Written task: Find the lines in these entries that include the word "this" and state how many there are, with no other words.
========================================
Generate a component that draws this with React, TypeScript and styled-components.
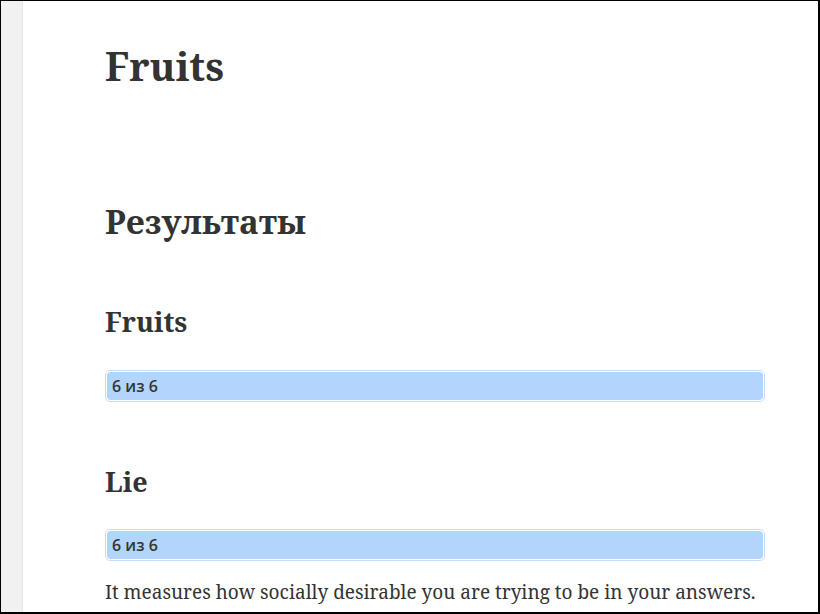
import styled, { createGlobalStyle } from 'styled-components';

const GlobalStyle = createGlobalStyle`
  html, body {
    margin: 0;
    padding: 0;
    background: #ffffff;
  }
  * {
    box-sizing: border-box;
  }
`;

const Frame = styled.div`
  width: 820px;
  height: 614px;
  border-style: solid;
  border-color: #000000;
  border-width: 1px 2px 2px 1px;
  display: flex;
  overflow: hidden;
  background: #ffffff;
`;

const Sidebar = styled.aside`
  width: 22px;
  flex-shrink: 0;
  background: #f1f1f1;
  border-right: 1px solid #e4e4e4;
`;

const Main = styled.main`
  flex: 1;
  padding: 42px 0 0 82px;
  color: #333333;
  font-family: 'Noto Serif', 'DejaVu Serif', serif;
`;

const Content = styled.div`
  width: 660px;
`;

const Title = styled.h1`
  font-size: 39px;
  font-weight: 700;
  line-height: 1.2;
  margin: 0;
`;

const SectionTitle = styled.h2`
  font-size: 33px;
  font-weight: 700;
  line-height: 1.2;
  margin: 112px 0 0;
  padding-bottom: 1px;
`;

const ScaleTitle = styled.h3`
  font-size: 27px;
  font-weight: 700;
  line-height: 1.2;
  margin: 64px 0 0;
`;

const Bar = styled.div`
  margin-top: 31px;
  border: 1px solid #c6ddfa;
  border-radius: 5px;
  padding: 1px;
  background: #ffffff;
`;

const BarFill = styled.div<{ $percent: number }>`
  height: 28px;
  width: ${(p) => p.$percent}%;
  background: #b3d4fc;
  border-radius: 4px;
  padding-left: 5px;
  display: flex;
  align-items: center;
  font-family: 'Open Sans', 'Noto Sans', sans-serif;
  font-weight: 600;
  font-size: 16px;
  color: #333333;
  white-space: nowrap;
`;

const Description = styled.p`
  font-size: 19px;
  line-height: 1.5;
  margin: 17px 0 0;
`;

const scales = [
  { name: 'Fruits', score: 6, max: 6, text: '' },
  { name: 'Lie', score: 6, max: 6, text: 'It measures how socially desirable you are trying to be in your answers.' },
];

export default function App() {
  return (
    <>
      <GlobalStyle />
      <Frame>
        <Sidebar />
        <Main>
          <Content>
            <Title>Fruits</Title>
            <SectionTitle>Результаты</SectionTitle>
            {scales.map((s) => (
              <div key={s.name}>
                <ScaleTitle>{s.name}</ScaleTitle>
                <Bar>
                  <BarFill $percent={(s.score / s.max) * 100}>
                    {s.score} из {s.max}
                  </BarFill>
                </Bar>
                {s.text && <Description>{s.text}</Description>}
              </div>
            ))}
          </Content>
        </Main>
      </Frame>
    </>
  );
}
========================================
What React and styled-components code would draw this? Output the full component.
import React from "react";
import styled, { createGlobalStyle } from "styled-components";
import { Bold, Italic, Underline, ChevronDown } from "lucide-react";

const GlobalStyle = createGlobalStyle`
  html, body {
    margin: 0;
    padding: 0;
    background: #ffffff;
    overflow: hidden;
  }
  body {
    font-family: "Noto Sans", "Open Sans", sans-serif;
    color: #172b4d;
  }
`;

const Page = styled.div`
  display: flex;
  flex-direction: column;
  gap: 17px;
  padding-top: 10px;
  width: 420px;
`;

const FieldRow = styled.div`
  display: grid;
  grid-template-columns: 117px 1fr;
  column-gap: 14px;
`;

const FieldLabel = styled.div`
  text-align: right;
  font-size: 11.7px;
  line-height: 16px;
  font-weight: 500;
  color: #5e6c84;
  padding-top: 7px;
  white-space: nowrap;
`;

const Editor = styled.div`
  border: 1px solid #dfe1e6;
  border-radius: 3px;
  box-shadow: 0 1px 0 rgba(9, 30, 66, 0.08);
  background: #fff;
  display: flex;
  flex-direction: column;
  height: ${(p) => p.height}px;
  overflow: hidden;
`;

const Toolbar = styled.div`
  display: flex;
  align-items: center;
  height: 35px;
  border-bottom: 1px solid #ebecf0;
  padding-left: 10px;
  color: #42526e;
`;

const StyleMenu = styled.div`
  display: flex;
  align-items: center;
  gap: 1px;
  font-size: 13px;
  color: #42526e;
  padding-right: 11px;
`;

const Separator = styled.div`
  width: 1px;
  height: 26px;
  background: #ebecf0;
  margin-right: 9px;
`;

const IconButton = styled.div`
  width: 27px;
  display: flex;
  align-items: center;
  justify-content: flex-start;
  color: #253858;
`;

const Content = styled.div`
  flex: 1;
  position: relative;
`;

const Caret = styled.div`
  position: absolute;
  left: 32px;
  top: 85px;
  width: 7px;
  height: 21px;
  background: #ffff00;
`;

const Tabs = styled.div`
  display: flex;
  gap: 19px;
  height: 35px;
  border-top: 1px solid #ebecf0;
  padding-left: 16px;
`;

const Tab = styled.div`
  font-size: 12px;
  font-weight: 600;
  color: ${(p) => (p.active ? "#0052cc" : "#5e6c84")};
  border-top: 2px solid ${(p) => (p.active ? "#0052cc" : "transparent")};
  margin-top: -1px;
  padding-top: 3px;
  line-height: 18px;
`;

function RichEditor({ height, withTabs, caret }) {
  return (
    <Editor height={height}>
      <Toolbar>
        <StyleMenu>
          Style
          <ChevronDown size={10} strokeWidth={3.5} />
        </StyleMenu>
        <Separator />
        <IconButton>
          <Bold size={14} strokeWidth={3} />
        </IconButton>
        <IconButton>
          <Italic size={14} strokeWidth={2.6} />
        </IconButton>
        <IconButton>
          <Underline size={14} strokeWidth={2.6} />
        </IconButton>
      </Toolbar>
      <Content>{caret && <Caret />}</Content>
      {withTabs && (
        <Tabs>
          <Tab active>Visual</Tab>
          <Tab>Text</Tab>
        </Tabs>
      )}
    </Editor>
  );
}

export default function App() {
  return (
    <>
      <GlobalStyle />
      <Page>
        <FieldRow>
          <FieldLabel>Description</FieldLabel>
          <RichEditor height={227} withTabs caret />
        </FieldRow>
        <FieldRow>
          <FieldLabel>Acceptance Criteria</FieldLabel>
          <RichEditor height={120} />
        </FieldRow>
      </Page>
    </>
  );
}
========================================
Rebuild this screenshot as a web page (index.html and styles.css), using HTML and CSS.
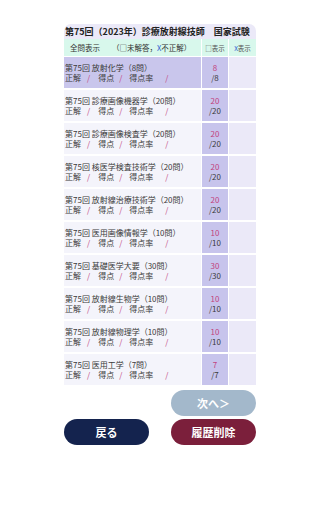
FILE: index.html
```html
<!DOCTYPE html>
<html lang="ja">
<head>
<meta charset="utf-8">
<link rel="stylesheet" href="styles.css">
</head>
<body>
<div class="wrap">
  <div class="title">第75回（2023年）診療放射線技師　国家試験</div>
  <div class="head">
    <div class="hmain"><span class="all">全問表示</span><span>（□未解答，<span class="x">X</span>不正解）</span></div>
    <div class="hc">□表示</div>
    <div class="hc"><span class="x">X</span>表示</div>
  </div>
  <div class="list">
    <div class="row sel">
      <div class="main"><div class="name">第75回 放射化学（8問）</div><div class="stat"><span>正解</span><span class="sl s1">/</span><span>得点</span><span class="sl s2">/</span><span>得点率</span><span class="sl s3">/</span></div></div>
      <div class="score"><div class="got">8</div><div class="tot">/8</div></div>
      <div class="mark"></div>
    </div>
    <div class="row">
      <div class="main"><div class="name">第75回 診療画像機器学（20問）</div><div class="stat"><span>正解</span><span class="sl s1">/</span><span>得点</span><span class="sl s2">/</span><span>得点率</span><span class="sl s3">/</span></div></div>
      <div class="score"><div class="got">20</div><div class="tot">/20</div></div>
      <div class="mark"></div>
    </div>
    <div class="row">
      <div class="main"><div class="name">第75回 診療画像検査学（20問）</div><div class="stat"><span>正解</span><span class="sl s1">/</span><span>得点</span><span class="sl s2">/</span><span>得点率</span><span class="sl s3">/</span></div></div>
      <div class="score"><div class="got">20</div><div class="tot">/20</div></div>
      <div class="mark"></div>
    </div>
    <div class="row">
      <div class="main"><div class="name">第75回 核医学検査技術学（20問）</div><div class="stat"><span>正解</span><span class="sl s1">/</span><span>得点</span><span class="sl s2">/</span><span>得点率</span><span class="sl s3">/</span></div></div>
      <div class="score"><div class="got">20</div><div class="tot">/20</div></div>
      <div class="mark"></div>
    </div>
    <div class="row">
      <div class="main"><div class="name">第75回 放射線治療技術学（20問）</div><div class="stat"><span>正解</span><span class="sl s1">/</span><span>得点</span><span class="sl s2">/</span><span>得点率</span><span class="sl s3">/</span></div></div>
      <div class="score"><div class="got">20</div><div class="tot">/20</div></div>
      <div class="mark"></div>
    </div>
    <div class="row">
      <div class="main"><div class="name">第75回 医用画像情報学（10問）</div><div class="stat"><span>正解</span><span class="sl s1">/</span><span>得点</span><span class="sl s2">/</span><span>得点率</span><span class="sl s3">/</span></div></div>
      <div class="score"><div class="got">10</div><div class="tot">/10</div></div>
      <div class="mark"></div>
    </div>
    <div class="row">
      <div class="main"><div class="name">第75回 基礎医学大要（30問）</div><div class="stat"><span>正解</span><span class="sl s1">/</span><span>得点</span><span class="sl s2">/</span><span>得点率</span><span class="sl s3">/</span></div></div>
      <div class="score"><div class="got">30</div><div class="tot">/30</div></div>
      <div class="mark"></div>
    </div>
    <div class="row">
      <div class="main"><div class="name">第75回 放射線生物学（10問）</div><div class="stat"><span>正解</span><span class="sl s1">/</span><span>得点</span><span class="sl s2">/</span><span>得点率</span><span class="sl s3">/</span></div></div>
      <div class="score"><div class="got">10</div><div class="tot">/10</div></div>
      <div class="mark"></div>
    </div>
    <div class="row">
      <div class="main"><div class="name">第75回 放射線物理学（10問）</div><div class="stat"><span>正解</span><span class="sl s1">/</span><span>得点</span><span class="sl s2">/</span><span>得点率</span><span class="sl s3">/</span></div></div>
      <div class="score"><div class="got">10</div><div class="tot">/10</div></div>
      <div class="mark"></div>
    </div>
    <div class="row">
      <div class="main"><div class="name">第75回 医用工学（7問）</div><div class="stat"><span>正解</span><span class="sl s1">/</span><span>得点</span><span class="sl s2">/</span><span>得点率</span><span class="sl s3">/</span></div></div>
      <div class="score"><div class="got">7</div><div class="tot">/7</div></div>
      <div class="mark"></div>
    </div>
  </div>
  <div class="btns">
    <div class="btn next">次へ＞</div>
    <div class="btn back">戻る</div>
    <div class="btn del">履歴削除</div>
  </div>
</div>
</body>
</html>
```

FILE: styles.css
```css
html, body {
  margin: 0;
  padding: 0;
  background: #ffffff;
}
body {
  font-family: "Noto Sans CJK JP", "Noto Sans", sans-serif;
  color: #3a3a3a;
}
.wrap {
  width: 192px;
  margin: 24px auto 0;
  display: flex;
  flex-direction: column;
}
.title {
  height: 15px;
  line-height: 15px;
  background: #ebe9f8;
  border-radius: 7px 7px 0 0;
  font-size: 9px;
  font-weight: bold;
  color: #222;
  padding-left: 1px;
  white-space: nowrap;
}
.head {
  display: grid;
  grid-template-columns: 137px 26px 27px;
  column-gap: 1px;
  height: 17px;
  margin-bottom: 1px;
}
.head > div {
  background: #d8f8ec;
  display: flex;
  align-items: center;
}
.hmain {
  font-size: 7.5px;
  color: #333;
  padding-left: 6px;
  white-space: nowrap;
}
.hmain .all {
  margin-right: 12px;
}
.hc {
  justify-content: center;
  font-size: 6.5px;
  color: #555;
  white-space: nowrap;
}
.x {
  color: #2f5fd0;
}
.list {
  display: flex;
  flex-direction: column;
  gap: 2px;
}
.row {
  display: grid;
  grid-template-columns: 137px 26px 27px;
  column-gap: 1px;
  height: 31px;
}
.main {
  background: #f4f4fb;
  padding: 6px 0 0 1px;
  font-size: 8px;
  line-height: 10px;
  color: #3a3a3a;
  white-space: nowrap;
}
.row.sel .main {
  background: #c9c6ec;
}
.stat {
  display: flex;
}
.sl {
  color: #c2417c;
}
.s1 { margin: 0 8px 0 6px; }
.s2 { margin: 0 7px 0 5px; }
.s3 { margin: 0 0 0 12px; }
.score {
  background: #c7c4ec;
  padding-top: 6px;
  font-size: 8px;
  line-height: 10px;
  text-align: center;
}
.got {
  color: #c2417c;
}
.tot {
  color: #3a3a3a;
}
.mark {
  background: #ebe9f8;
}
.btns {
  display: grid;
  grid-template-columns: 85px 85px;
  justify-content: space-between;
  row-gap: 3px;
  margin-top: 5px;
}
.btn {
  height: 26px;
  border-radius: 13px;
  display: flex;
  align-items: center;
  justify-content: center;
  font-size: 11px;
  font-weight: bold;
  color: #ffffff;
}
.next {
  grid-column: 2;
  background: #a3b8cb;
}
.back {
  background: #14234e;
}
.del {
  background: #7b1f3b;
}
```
========================================
Expected answer: 3